I just made a mistake with an unsigned integer. It took me nearly an hour to debug, just to find that the subtle bug is caused by this:

if (a<b-2) ...

a = 0 b = 1

b is an unsigned integer.

The reason is that b-2 is interpreted as unsigned integer, and therefore the predicate wrong. The conclusion is that we should avoid using many minuses for unsigned.

if (a+2<b) is the solution for this problem

Friday, January 12, 2007

Latex note: convert Excel charts to eps files

This tip applies to any chart from MS Office.

In short, in order to insert charts from Excel to your Latex document, you need to (1) print your chart from MS Office into an eps file; (2) modify the bounding box in the output.

You need to install Generic Postscript Printer from Adobe first. Link the printer to the port FILE: . After installation, set its output option from Property -> Printing preferences... -> Advanced -> Postscript options -> Postscript output opion to encapsulated postscript format (eps).

This printer can be used to print the chart to an eps file.

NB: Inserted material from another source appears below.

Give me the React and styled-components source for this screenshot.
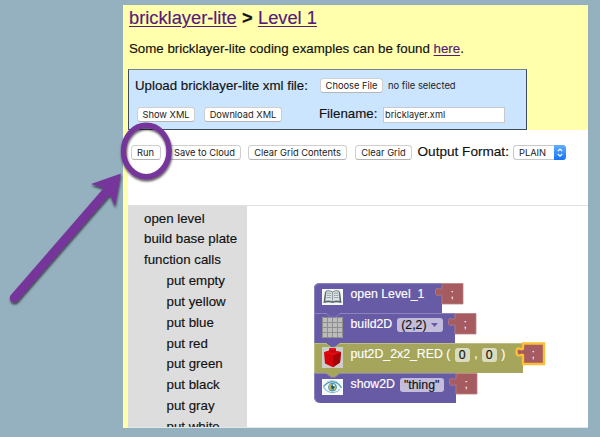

The EPS file contains borders which defines where the chart is. Use postscript to open this EPS file, then use a text editor to open it simultaneously. Tick options -> eps clip from postscript. Then edit the line %%BoundingBox: ... from the text editor. Adjust the size of the chart in eps so that the clip fits well to the chart. Then save EPS.

Now you are done. Insert the chart into latex!